**Data provided**:

+++

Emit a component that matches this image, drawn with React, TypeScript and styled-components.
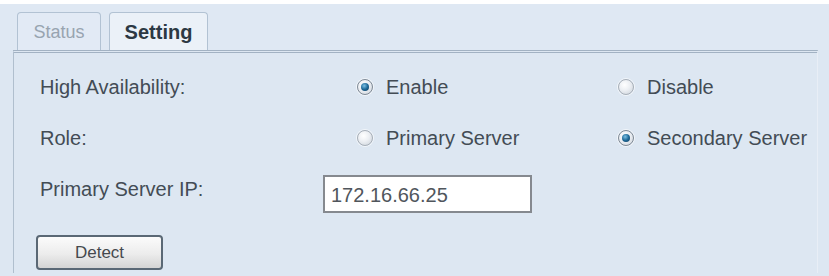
import * as React from 'react';
import styled, { createGlobalStyle } from 'styled-components';

const GlobalStyle = createGlobalStyle`
  html, body {
    margin: 0;
    padding: 0;
    background: #dde7f2;
    font-family: "Liberation Sans", Arial, sans-serif;
  }
`;

const Page = styled.div`
  width: 829px;
  height: 276px;
  overflow: hidden;
  border-top: 4px solid #ffffff;
  box-sizing: border-box;
  background: #dde7f2;
`;

const TabBar = styled.div`
  display: flex;
  align-items: flex-end;
  gap: 8px;
  height: 46px;
  padding-left: 17px;
  background: #dfe8f3;
`;

const Tab = styled.div<{ $active?: boolean; $width: number }>`
  display: flex;
  align-items: center;
  justify-content: center;
  box-sizing: border-box;
  width: ${(p) => p.$width}px;
  height: 38px;
  border: 1px solid #b2c2d3;
  border-bottom: none;
  border-radius: 4px 4px 0 0;
  background: ${(p) => (p.$active ? '#ebf1f8' : '#e2eaf5')};
  color: ${(p) => (p.$active ? '#2c3843' : '#98a4b0')};
  font-size: ${(p) => (p.$active ? '20px' : '18px')};
  font-weight: ${(p) => (p.$active ? 700 : 400)};
  padding-top: 1px;
`;

const Panel = styled.div`
  margin: 0 11px 0 13px;
  height: 223px;
  box-sizing: border-box;
  border-top: 3px double #a2b2c3;
  border-left: 1px solid #b0bfce;
  border-right: 1px solid #e8eef6;
  padding: 9px 0 0 26px;
  color: #434c55;
  font-size: 20px;
`;

const Row = styled.div`
  display: flex;
  align-items: center;
  height: 51px;
`;

const Label = styled.div<{ $width: number }>`
  width: ${(p) => p.$width}px;
  flex-shrink: 0;
`;

const Option = styled.label`
  display: flex;
  align-items: center;
  gap: 13px;
  width: 261px;
  flex-shrink: 0;
`;

const Radio = styled.span<{ $checked?: boolean }>`
  position: relative;
  display: inline-block;
  width: 16px;
  height: 16px;
  box-sizing: border-box;
  border-radius: 50%;
  border: 1px solid ${(p) => (p.$checked ? '#7f8a96' : '#a7afb8')};
  background: radial-gradient(circle at 40% 35%, #ffffff 0%, #eceff3 45%, #c9d0d8 100%);
  box-shadow: 0 0 0 1px rgba(255, 255, 255, 0.6);
  margin-top: -2px;

  &::after {
    content: '';
    display: ${(p) => (p.$checked ? 'block' : 'none')};
    position: absolute;
    left: 3px;
    top: 3px;
    width: 8px;
    height: 8px;
    border-radius: 50%;
    background: radial-gradient(circle at 40% 35%, #7cc0e4 0%, #1f6a98 50%, #0b3658 100%);
  }
`;

const TextInput = styled.input`
  box-sizing: border-box;
  width: 209px;
  height: 38px;
  margin-top: 9px;
  border: 2px solid #85898f;
  background: #ffffff;
  padding: 2px 0 0 6px;
  font-family: "Liberation Sans", Arial, sans-serif;
  font-size: 20px;
  color: #50565c;
  outline: none;
`;

const Button = styled.button`
  box-sizing: border-box;
  width: 127px;
  height: 35px;
  margin: 20px 0 0 -4px;
  border: 2px solid #5a6875;
  border-radius: 4px;
  background: linear-gradient(#fbfbfb 0%, #ececec 55%, #d4d4d4 100%);
  font-family: "Liberation Sans", Arial, sans-serif;
  font-size: 17px;
  color: #45494e;
  padding: 0;
`;

export default function App() {
  return (
    <Page>
      <GlobalStyle />
      <TabBar>
        <Tab $width={84}>Status</Tab>
        <Tab $width={99} $active>
          Setting
        </Tab>
      </TabBar>
      <Panel>
        <Row>
          <Label $width={317}>High Availability:</Label>
          <Option>
            <Radio $checked />
            Enable
          </Option>
          <Option>
            <Radio />
            Disable
          </Option>
        </Row>
        <Row>
          <Label $width={317}>Role:</Label>
          <Option>
            <Radio />
            Primary Server
          </Option>
          <Option>
            <Radio $checked />
            Secondary Server
          </Option>
        </Row>
        <Row>
          <Label $width={283}>Primary Server IP:</Label>
          <TextInput defaultValue="172.16.66.25" />
        </Row>
        <Button>Detect</Button>
      </Panel>
    </Page>
  );
}
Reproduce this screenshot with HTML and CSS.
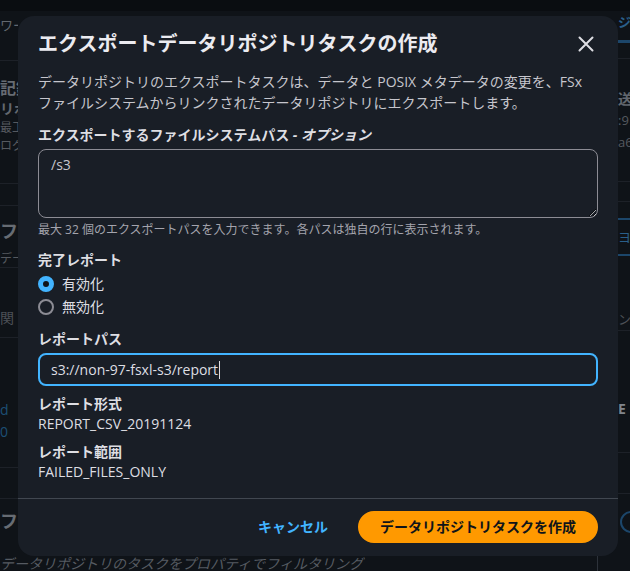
FILE: index.html
```html
<!DOCTYPE html>
<html lang="ja">
<head>
<meta charset="utf-8">
<title>エクスポートデータリポジトリタスクの作成</title>
<link rel="stylesheet" href="styles.css">
</head>
<body>
<div class="page">
  <aside class="strip strip-left" aria-hidden="true">
    <div class="ls-tab">ワー</div>
    <div class="ls-h">記録</div>
    <div class="ls-sub">リポ</div>
    <div class="ls-t">最工</div>
    <div class="ls-t">ログ</div>
    <div class="ls-div ls-div-a"></div>
    <div class="ls-div ls-div-b"></div>
    <div class="ls-big">フリ</div>
    <div class="ls-small">デー</div>
    <div class="ls-div"></div>
    <div class="ls-col">関</div>
    <div class="ls-div ls-div-c"></div>
    <div class="ls-link ls-link-a">d</div>
    <div class="ls-link">0</div>
    <div class="ls-div ls-div-d"></div>
    <div class="ls-div ls-div-e"></div>
    <div class="ls-big ls-big-b">フリ</div>
  </aside>

  <div class="modal" role="dialog" aria-labelledby="modal-title">
    <header class="modal-header">
      <h2 class="modal-title" id="modal-title">エクスポートデータリポジトリタスクの作成</h2>
      <button class="close-btn" type="button" aria-label="閉じる">
        <svg width="16" height="16" viewBox="0 0 16 16" aria-hidden="true">
          <path d="M1.5 1.5 L14.5 14.5 M14.5 1.5 L1.5 14.5" stroke="currentColor" stroke-width="2" stroke-linecap="round" fill="none"/>
        </svg>
      </button>
    </header>

    <div class="modal-body">
      <p class="desc">データリポジトリのエクスポートタスクは、データと POSIX メタデータの変更を、FSx<br>ファイルシステムからリンクされたデータリポジトリにエクスポートします。</p>

      <div class="field field-first">
        <label class="field-label" for="paths">エクスポートするファイルシステムパス <i class="optional">- オプション</i></label>
        <textarea class="textarea" id="paths">/s3</textarea>
        <div class="hint">最大 32 個のエクスポートパスを入力できます。各パスは独自の行に表示されます。</div>
      </div>

      <div class="field">
        <div class="field-label">完了レポート</div>
        <div class="radios">
          <div class="radio-row"><span class="radio radio-checked"></span><span class="radio-label">有効化</span></div>
          <div class="radio-row"><span class="radio"></span><span class="radio-label">無効化</span></div>
        </div>
      </div>

      <div class="field">
        <div class="field-label">レポートパス</div>
        <div class="input input-focused"><span class="input-text">s3://non-97-fsxl-s3/report</span><span class="caret"></span></div>
      </div>

      <div class="kv">
        <div class="field-label">レポート形式</div>
        <div class="kv-value">REPORT_CSV_20191124</div>
      </div>

      <div class="kv">
        <div class="field-label">レポート範囲</div>
        <div class="kv-value">FAILED_FILES_ONLY</div>
      </div>
    </div>

    <footer class="modal-footer">
      <button class="btn btn-link" type="button">キャンセル</button>
      <button class="btn btn-primary" type="button">データリポジトリタスクを作成</button>
    </footer>
  </div>

  <aside class="strip strip-right" aria-hidden="true">
    <div class="rs-tab">ジ</div>
    <div class="rs-line"></div>
    <div class="rs-h">送信</div>
    <div class="rs-t">:9</div>
    <div class="rs-t">a6</div>
    <div class="rs-div rs-div-a"></div>
    <div class="rs-div rs-div-b"></div>
    <div class="rs-box">ヨ</div>
    <div class="rs-t rs-n">ン</div>
    <div class="rs-div"></div>
    <div class="rs-e">E</div>
    <div class="rs-div rs-div-c"></div>
    <div class="rs-div rs-div-d"></div>
    <div class="rs-icon"></div>
  </aside>

  <div class="bottom-band" aria-hidden="true">
    <div class="filter">データリポジトリのタスクをプロパティでフィルタリング</div>
  </div>
</div>
</body>
</html>
```

FILE: styles.css
```css
* {
  box-sizing: border-box;
}

html,
body {
  margin: 0;
  padding: 0;
}

body {
  width: 630px;
  height: 571px;
  overflow: hidden;
  background: #0f1318;
  font-family: "Open Sans", "Noto Sans CJK JP", sans-serif;
}

.page {
  display: grid;
  grid-template-columns: 18px 600px 12px;
  grid-template-rows: 16px 540px 15px;
  width: 630px;
  height: 571px;
  background: linear-gradient(#0a0d11 0 11px, #0f1318 11px);
}

/* ---------- background page fragments ---------- */
.strip {
  grid-row: 1 / 3;
  display: flex;
  flex-direction: column;
  overflow: hidden;
  white-space: nowrap;
  color: #5a5f66;
  font-size: 12px;
  line-height: 18px;
}

.strip-left {
  grid-column: 1;
}

.strip-right {
  grid-column: 3;
}

.ls-tab {
  height: 61px;
  padding-top: 18px;
  font-size: 13px;
  line-height: 14px;
  color: #62676e;
  border-bottom: 1px solid #1d2128;
}

.ls-h {
  margin-top: 16px;
  font-size: 16px;
  line-height: 22px;
  font-weight: 700;
  color: #676c73;
}

.ls-sub {
  font-size: 14px;
  line-height: 20px;
  font-weight: 700;
  color: #62676e;
}

.ls-t {
  color: #55595f;
}

.ls-div {
  border-top: 1px solid #1d2128;
}

.ls-div-a {
  margin-top: 28px;
}

.ls-div-b {
  margin-top: 21px;
}

.ls-big {
  margin-top: 13px;
  font-size: 18px;
  line-height: 24px;
  font-weight: 700;
  color: #676c73;
}

.ls-small {
  margin-top: 8px;
  line-height: 16px;
  color: #55595f;
}

.ls-col {
  margin-top: 40px;
  font-size: 14px;
  line-height: 20px;
  color: #4c5056;
}

.ls-div-c {
  margin-top: 9px;
}

.ls-link {
  font-size: 14px;
  line-height: 22px;
  color: #1d4f75;
}

.ls-link-a {
  margin-top: 61px;
}

.ls-div-d {
  margin-top: 24px;
}

.ls-div-e {
  margin-top: 30px;
}

.ls-big-b {
  margin-top: 10px;
}

.rs-tab {
  margin-top: 14px;
  font-size: 13px;
  line-height: 16px;
  font-weight: 700;
  color: #2a5f8a;
}

.rs-line {
  margin-top: 10px;
  border-top: 3px solid #1c466a;
  height: 19px;
  border-bottom: 1px solid #1d2128;
}

.rs-h {
  margin-top: 30px;
  font-size: 14px;
  line-height: 20px;
  font-weight: 700;
  color: #62676e;
}

.rs-t {
  font-size: 13px;
  line-height: 22px;
  color: #55595f;
}

.rs-div {
  border-top: 1px solid #1d2128;
}

.rs-div-a {
  margin-top: 28px;
}

.rs-div-b {
  margin-top: 19px;
}

.rs-box {
  margin-top: 16px;
  height: 38px;
  border-top: 2px solid #1c466a;
  border-bottom: 2px solid #1c466a;
  font-size: 13px;
  line-height: 34px;
  color: #2a5f8a;
}

.rs-n {
  margin-top: 52px;
  color: #4c5056;
}

.rs-e {
  margin-top: 68px;
  font-size: 14px;
  line-height: 20px;
  font-weight: 700;
  color: #80858c;
}

.rs-div-c {
  margin-top: 33px;
}

.rs-div-d {
  margin-top: 40px;
}

.rs-icon {
  margin-top: 17px;
  margin-left: 2px;
  width: 22px;
  height: 22px;
  border: 2px solid #1c466a;
  border-radius: 50%;
}

.bottom-band {
  grid-column: 1 / 4;
  grid-row: 3;
  overflow: hidden;
}

.filter {
  width: 598px;
  height: 24px;
  margin-top: -3px;
  border-right: 1px solid #2d323a;
  font-size: 14px;
  line-height: 22px;
  font-style: italic;
  color: #565b62;
  white-space: nowrap;
}

/* ---------- modal ---------- */
.modal {
  grid-column: 2;
  grid-row: 2;
  display: flex;
  flex-direction: column;
  background: #191e26;
  border-radius: 16px;
  color: #c6c6cd;
}

.modal-header {
  display: flex;
  align-items: center;
  justify-content: space-between;
  padding: 16px 20px 0 20px;
}

.modal-title {
  margin: 0;
  font-size: 20px;
  line-height: 24px;
  font-weight: 700;
  color: #ebebf0;
}

.close-btn {
  display: flex;
  align-items: center;
  justify-content: center;
  width: 24px;
  height: 24px;
  padding: 0;
  border: 0;
  background: none;
  color: #dedee3;
}

.modal-body {
  display: flex;
  flex-direction: column;
  padding: 16px 20px 16px 20px;
}

.desc {
  margin: 0;
  font-size: 14px;
  line-height: 20.5px;
  color: #c6c6cd;
}

.field {
  display: flex;
  flex-direction: column;
  margin-top: 12px;
}

.field-first {
  margin-top: 12px;
}

.field-label {
  font-size: 14px;
  line-height: 20px;
  font-weight: 700;
  color: #dedee3;
}

.optional {
  font-style: italic;
}

.textarea {
  display: block;
  width: 100%;
  height: 69px;
  margin-top: 4px;
  padding: 5px 12px;
  border: 1px solid #8c8c94;
  border-radius: 8px;
  background: #191e26;
  color: #c6c6cd;
  font-family: "Open Sans", "Noto Sans CJK JP", sans-serif;
  font-size: 14px;
  line-height: 20px;
  resize: vertical;
  color-scheme: dark;
  outline: none;
}

.hint {
  margin-top: 4px;
  font-size: 12px;
  line-height: 16px;
  color: #a4a4ad;
}

.radios {
  display: flex;
  flex-direction: column;
  gap: 3px;
  margin-top: 4px;
}

.radio-row {
  display: flex;
  align-items: center;
  gap: 8px;
  height: 20px;
}

.radio {
  width: 16px;
  height: 16px;
  border: 2px solid #8c8c94;
  border-radius: 50%;
  flex: none;
}

.radio-checked {
  border: 5px solid #42b4ff;
  background: #0f141a;
}

.radio-label {
  font-size: 14px;
  line-height: 20px;
  color: #dedee3;
}

.input {
  display: flex;
  align-items: center;
  height: 33px;
  margin-top: 4px;
  padding: 0 11px;
  border-radius: 8px;
  border: 1px solid #8c8c94;
  font-size: 14px;
  color: #dedee3;
}

.input-focused {
  border: 2px solid #42b4ff;
}

.caret {
  width: 1px;
  height: 18px;
  margin-left: 1px;
  background: #dedee3;
}

.kv {
  display: flex;
  flex-direction: column;
  margin-top: 8px;
}

.kv-value {
  font-size: 14px;
  line-height: 20px;
  color: #dedee3;
}

.modal-footer {
  display: flex;
  justify-content: flex-end;
  align-items: center;
  gap: 8px;
  padding: 12px 20px 12px 20px;
  border-top: 1px solid #414750;
}

.btn {
  height: 32px;
  padding: 0 20px;
  border: 2px solid transparent;
  border-radius: 16px;
  font-family: "Open Sans", "Noto Sans CJK JP", sans-serif;
  font-size: 14px;
  line-height: 20px;
  font-weight: 700;
  cursor: pointer;
}

.btn-link {
  background: none;
  color: #42b4ff;
}

.btn-primary {
  background: #ff9900;
  border-color: #ff9900;
  color: #0f141a;
}
```
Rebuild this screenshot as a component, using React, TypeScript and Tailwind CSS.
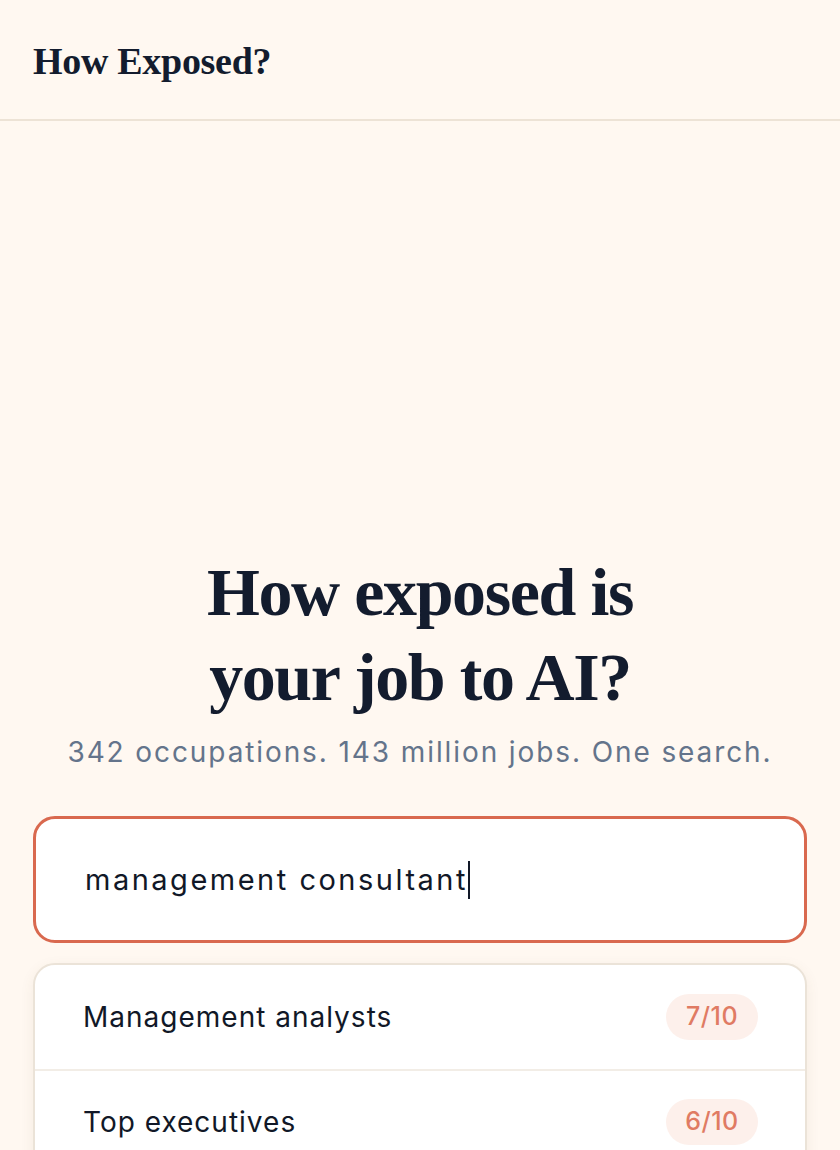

+++

**Task prompt**: Your task is to pick out every line with the string "components" and copy it.

**In response**:
Emit a component that matches this image, drawn with React, TypeScript and styled-components.
import styled, { createGlobalStyle } from 'styled-components';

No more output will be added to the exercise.